The Return
We are in the final stretch, and the theme is return — not the return to who you were before the crisis, which is neither possible nor the goal, but the return to yourself as the author of your own life. Emotional crisis has a way of making you a passenger in your own experience — moved by the feeling, reactive to it, defined by it. This week we practice reclaiming the seat of authorship: the knowledge that even inside the most difficult emotional experience, you are still the one who decides how to move through it, what to make of it, and what kind of person you are in the making of it.
Autonomy, for Cameron, is about owning the creative life — refusing to wait for permission from the outside world to do the work, to be the person, to live with full creative engagement. For those in emotional crisis, the permission often waits on the feeling: I will create when I feel better, I will be myself again when the grief has passed, I will return to the life I want when the crisis is over. This week we question that waiting. The creative, autonomous self is not waiting on the other side of the crisis. It is available here, now, in the midst of it — waiting only for the permission you give yourself.
Somewhere in your pages each day, write: "I give myself permission to..." and complete the sentence with something genuine and specific.
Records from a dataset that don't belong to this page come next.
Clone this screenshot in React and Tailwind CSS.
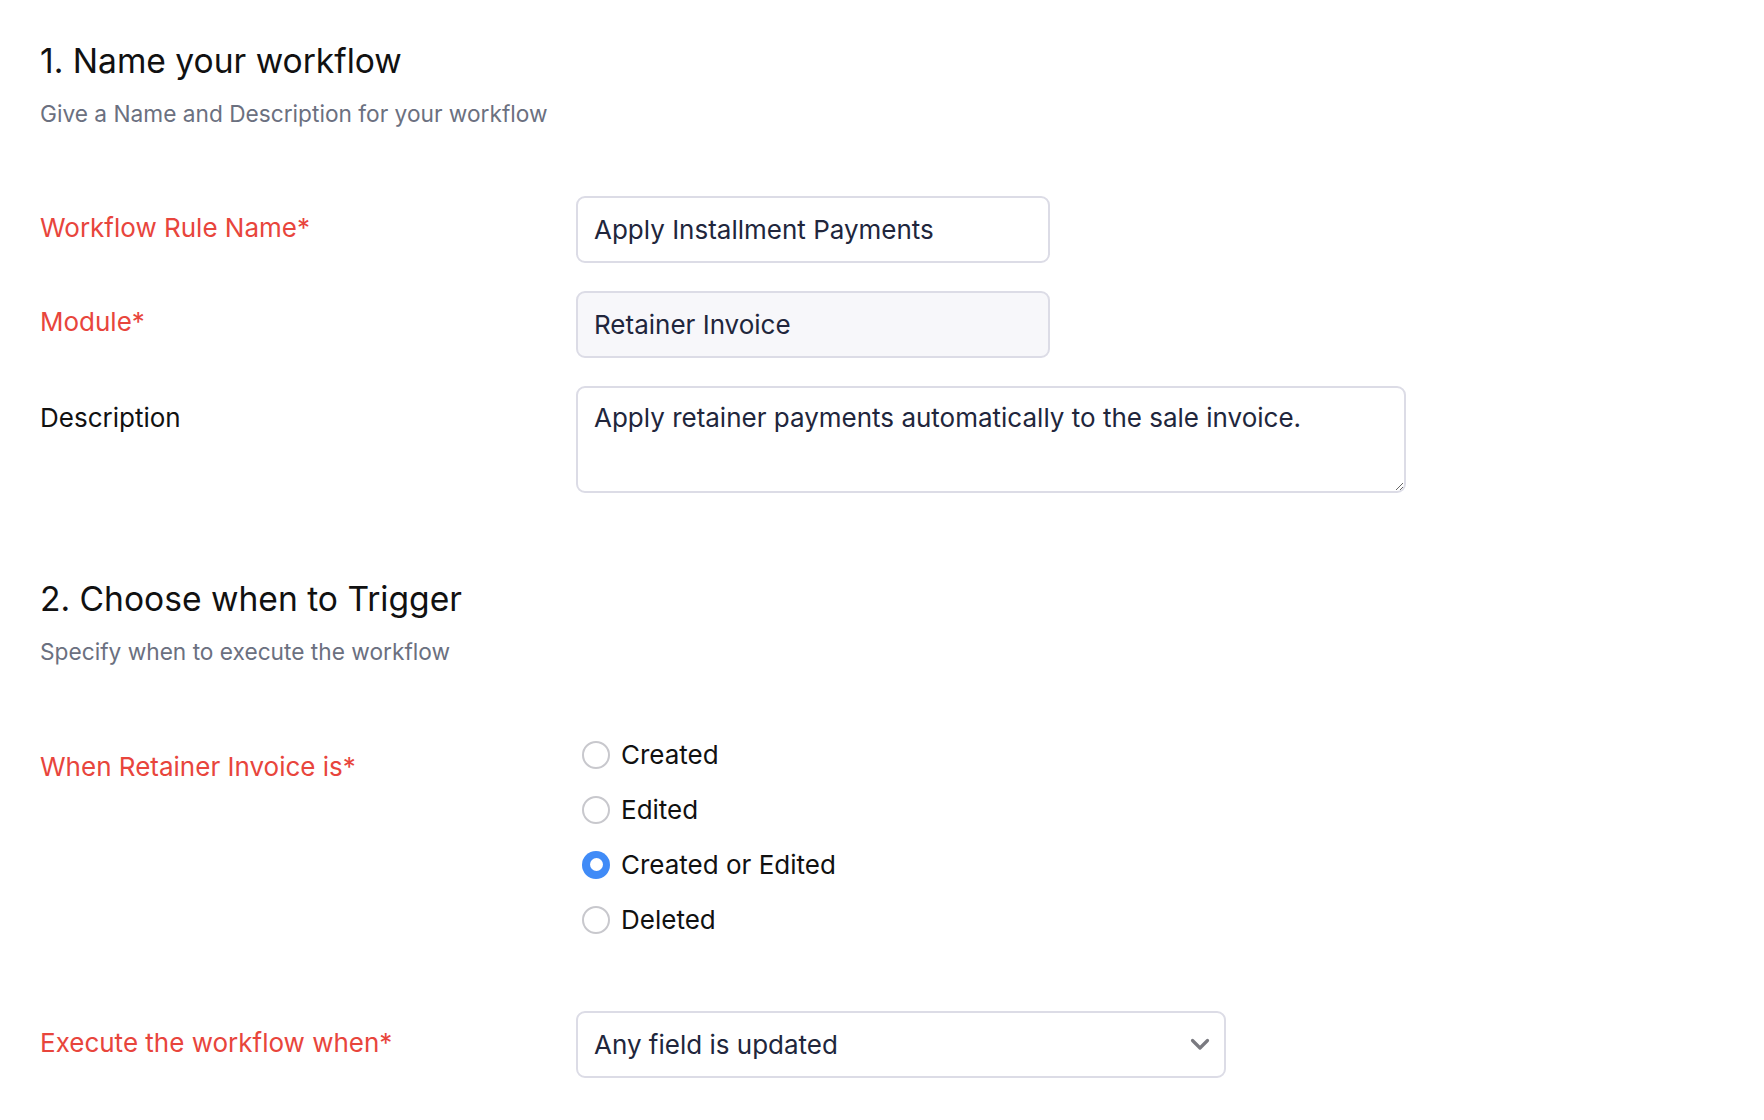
import { useState } from "react";

const font = { fontFamily: "Inter, 'Noto Sans', sans-serif" };

const Label = ({ children, required, className = "" }) => (
  <div
    className={
      "w-[536px] shrink-0 text-[26px] leading-[32px] " +
      (required ? "text-[#e8453c] " : "text-[#111111] ") +
      className
    }
  >
    {children}
    {required && "*"}
  </div>
);

const Radio = ({ checked, label, onSelect }) => (
  <button
    type="button"
    onClick={onSelect}
    className="flex h-[55px] items-center gap-[11px] text-left"
  >
    {checked ? (
      <span className="flex h-[28px] w-[28px] items-center justify-center rounded-full bg-[#408bf7]">
        <span className="h-[13px] w-[13px] rounded-full bg-white" />
      </span>
    ) : (
      <span className="h-[28px] w-[28px] rounded-full border-2 border-[#c8c8cd] bg-white" />
    )}
    <span className="text-[26px] leading-[32px] text-[#111111]">{label}</span>
  </button>
);

export default function App() {
  const [trigger, setTrigger] = useState("Created or Edited");
  const options = ["Created", "Edited", "Created or Edited", "Deleted"];

  return (
    <div style={font} className="min-h-screen bg-white px-10 pt-[41px] pb-10">
      {/* section 1 */}
      <h2 className="text-[33.6px] leading-[40px] text-[#111111]">1. Name your workflow</h2>
      <p className="mt-[19px] text-[22.7px] leading-[28px] text-[#6b7080]">
        Give a Name and Description for your workflow
      </p>

      <div className="mt-[68px] flex flex-col gap-[28px]">
        <div className="flex items-start">
          <Label required className="pt-[16px]">Workflow Rule Name</Label>
          <input
            defaultValue="Apply Installment Payments"
            className="h-[67px] w-[474px] rounded-[9px] border-2 border-[#dcdce6] bg-white px-4 text-[26px] text-[#21263c] outline-none"
          />
        </div>
        <div className="flex items-start">
          <Label required className="pt-[15px]">Module</Label>
          <input
            readOnly
            value="Retainer Invoice"
            className="h-[67px] w-[474px] rounded-[9px] border-2 border-[#dcdce6] bg-[#f7f7fa] px-4 text-[26px] text-[#21263c] outline-none"
          />
        </div>
        <div className="flex items-start">
          <Label className="pt-[16px]">Description</Label>
          <textarea
            defaultValue="Apply retainer payments automatically to the sale invoice."
            className="h-[107px] w-[830px] rounded-[9px] border-2 border-[#dcdce6] bg-white px-4 pt-[14px] text-[26px] leading-[32px] text-[#21263c] outline-none"
          />
        </div>
      </div>

      {/* section 2 */}
      <h2 className="mt-[86px] text-[33.6px] leading-[40px] text-[#111111]">2. Choose when to Trigger</h2>
      <p className="mt-[19px] text-[22.7px] leading-[28px] text-[#6b7080]">
        Specify when to execute the workflow
      </p>

      <div className="mt-[61px] flex items-start">
        <Label required className="pt-[24px]">When Retainer Invoice is</Label>
        <div className="flex flex-col pl-[6px]">
          {options.map((o) => (
            <Radio key={o} label={o} checked={trigger === o} onSelect={() => setTrigger(o)} />
          ))}
        </div>
      </div>

      <div className="mt-[64px] flex items-start">
        <Label required className="pt-[16px]">Execute the workflow when</Label>
        <div className="flex h-[67px] w-[650px] items-center justify-between rounded-[9px] border-2 border-[#dcdce6] bg-white pl-4 pr-[14px]">
          <span className="text-[26px] text-[#21263c]">Any field is updated</span>
          <svg width="20" height="13" viewBox="0 0 20 13" fill="none" stroke="#7a7a80" strokeWidth="3.2" strokeLinecap="round" strokeLinejoin="round">
            <path d="M2.5 2.5l7.5 7.5 7.5-7.5" />
          </svg>
        </div>
      </div>
    </div>
  );
}
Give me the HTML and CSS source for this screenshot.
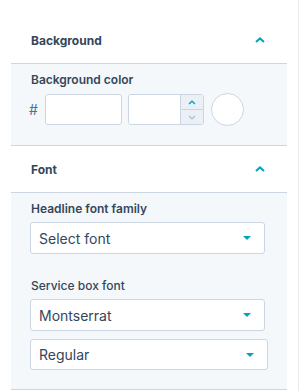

Not what you think you should permit. What you actually want to allow yourself. Do this every day and see where it leads.
Do one small creative act this week — something that counts as making or expressing, however modest. Write a paragraph just because. Compose something. Arrange something. Make a small beautiful thing with your hands. One act of creation, for no audience, no purpose, no outcome but the making itself.
Your responses are private and saved only to your account. Write honestly — there is no audience here.
Write a clear-eyed description of the life you are actually living — not the life you had planned, not the life you are trying to get back to, not the life others wish you were living. The actual life: its emotional texture, its rhythms and difficulties, its particular forms of beauty and meaning, the specific way this crisis has shaped your days. Describe it without apology and without inflation. This is your life. It is worth describing honestly.
Write about what your creative life looks like right now, within the emotional reality of where you are. Not the creative life you had before. Not the one you'll have when you're better. The one that is actually available in the state you are in: the small practices, the tiny expressions, the things that still bring some quality of aliveness even in a diminished form. Describe it in detail. Consider: is it more than you have been giving yourself credit for?
Write about the permissions you have not yet given yourself. The creative work you are waiting to be well enough to do. The joy you have not let yourself feel because it seems incongruous with the grief. The rest you haven't allowed because it feels like surrender. The desire you have suppressed because wanting feels too risky. Name the permissions you are withholding and write briefly about what it would take to grant them.
Write a declaration of your creative autonomy as it exists right now — in this body, in this emotional state, in this life. What you claim. What you own. What you give yourself permission to do, to feel, to want, to make. It does not need to be eloquent. It needs to be true. This is the statement of a person who has survived something and has not stopped creating.
Complete this at the end of the week.
What did you give yourself permission to do, feel, or want this week?
What creative act did you claim this week, however small?
What was your Heart Date of making, and what did making feel like?
What do you want to own more fully as you move into the final week?